Producer Beth Jones spoke from London last week about the making of the documentary and how even she was surprised with what she learned during the process of shooting.

Advocate.com:
How did you go about finding the stories and people for the documentary?

Beth Jones: In London we very much wanted to tell the story of how someone -- an HIV-positive man -- would go about having a baby. You remember from the press all the doom-and-gloom stories about having HIV, and the idea actually now is that it's not about how do I live or die but it's about how do I go about living my life, how do I go about getting married and having children? We approached the Chelsea and Westminster Hospital in London and asked them, "Do you have anyone at the moment and would you contact them on our behalf and see who would be willing to talk to us?" Lucky for us, Andrew and Michelle were really great and came along for the ride.

Was the sperm-washing procedure new to you when you filmed the Andrew-Michelle segment?
It was completely new. I had a very limited knowledge of how you would go about it. It seems to be a process that even someone as ignorant as me can understand, and it's fantastic. I don't understand why it's not available more widely, really.

What is the success rate with it actually working?

Well, I think it's relatively low, but I think around 30 babies have been born in the U.K. to HIV-positive couples.

Tender's story had already been so public due to her exposure on Idols. Was she apprehensive at all about being part of the documentary?
You can tell from Tender's perspective that she's an incredibly eloquent young lady. She is someone who really had this thrust upon her. She went to telling people about her status on live television, so it came really quick and fast for her, but she's gotten very used to speaking about it. By the time our crew got to her, this was something that she was very happy to talk about, and I think she talks about it incredibly well.

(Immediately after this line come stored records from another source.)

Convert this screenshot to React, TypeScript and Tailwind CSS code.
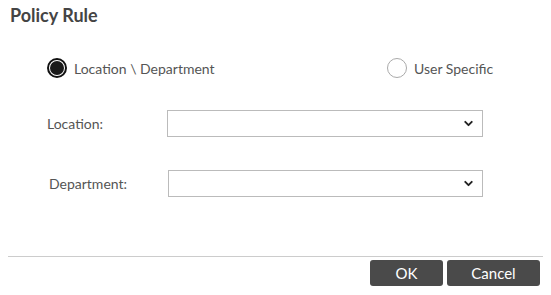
import { ChevronDown } from "lucide-react";

const Radio = ({ checked }: { checked?: boolean }) =>
  checked ? (
    <span className="flex h-[20px] w-[20px] items-center justify-center rounded-full border-[2px] border-[#111] bg-white">
      <span className="h-[14px] w-[14px] rounded-full bg-[#1a1a1a]" />
    </span>
  ) : (
    <span className="h-[20px] w-[20px] rounded-full border border-[#aaa] bg-white" />
  );

const Select = ({ className }: { className: string }) => (
  <div className={`flex h-[27px] items-center justify-end border border-[#bbb] bg-white pr-[7px] ${className}`}>
    <ChevronDown size={13} strokeWidth={3.5} className="text-[#222]" />
  </div>
);

const App = () => {
  return (
    <div className="h-[295px] w-[551px] bg-white font-['Lato',sans-serif] text-[#555]">
      {/* Header */}
      <div className="px-[10px] pt-[4px] text-[18px] font-bold leading-[22px] text-[#444]">Policy Rule</div>

      {/* Mode selection */}
      <div className="mt-[32px] flex h-[20px] items-center pl-[47px] text-[14px]">
        <div className="flex w-[340px] items-center gap-[7px]">
          <Radio checked />
          <span>Location \ Department</span>
        </div>
        <div className="flex items-center gap-[7px]">
          <Radio />
          <span>User Specific</span>
        </div>
      </div>

      {/* Fields */}
      <div className="mt-[32px] flex items-center text-[14px]">
        <span className="w-[167px] shrink-0 pl-[47px]">Location:</span>
        <Select className="w-[316px]" />
      </div>
      <div className="mt-[33px] flex items-center text-[14px]">
        <span className="w-[168px] shrink-0 pl-[49px]">Department:</span>
        <Select className="w-[315px]" />
      </div>

      {/* Footer */}
      <div className="mx-[8px] mt-[59px] h-px bg-[#ccc]" />
      <div className="mt-[3px] flex justify-end gap-[4px] pr-[11px] text-[15px] text-white">
        <button className="h-[26px] w-[73px] rounded-[3px] bg-[#4a4a4a]">OK</button>
        <button className="h-[26px] w-[93px] rounded-[3px] bg-[#4a4a4a]">Cancel</button>
      </div>
    </div>
  );
};

export default App;
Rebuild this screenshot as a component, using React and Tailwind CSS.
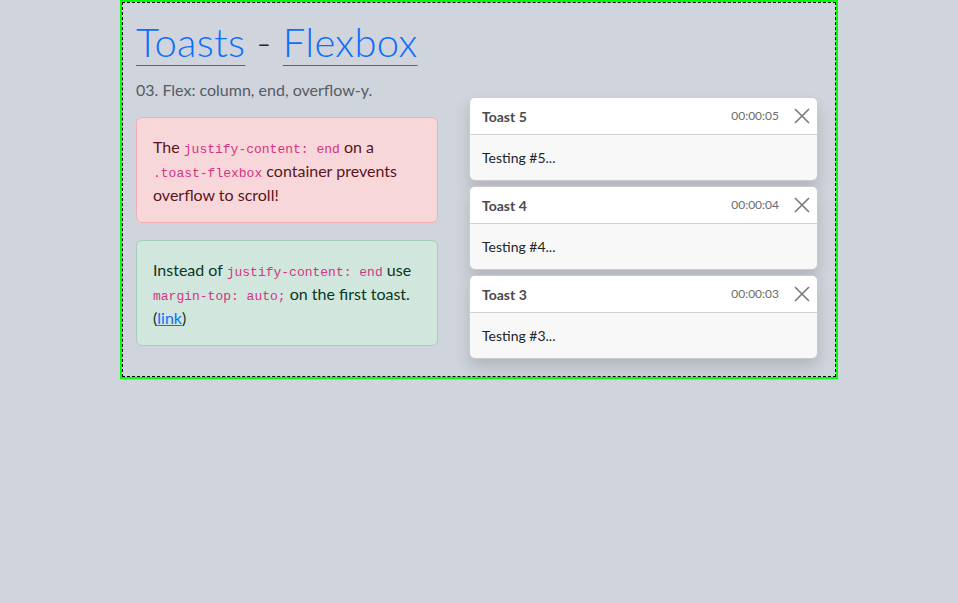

With the mother-daughter story of Susan and Christina, did you realize you were going to get such different perspectives in the same household?
It was lovely to have that contrast between someone like Susan, who really had to adjust her life and go through an incredible life change, and someone like Christina, who has grown up with it her whole life. There's a quote in it somewhere where [Christina] says, "My mom had a chance to be a teenager without this, and I've never had that." So you have these two people living side by side who are an incredible support for one another but who essentially have quite different experiences, which I found interesting to talk about.

Susan mentions that she believes she contracted it from her husband, but does she know how he contracted it?
Susan never asked her husband how he got it. I don't think she knows. She said it was either through drugs or through having sex with men. It is kind of incredible in itself, but I guess you just don't know how you would handle that kind of situation until it happens to you, and that's how she chose to do it.

One thing I noticed from the documentary is that the subjects were all heterosexual. Was that by design, or was that more of a happenstance?
It was just happenstance, really. The original series, which aired on the BBC, included Russia and India, and in Russia we spoke to people who weren't heterosexual couples, so we had a gay subject in that one.

Do you know if those additional stories will eventually come to the States?
I personally could watch these stories forever, so hopefully there will be a chance for them to show in the U.S.

What's the message that you'd like people to take from watching the documentary?
I would like them to remember that HIV has not gone away, and perhaps we need to reassess the perceptions that we all hold about it. It isn't just a case of "Remember that HIV thing that happened a long time ago?" Remember to take a fresh look and realize that it's still around.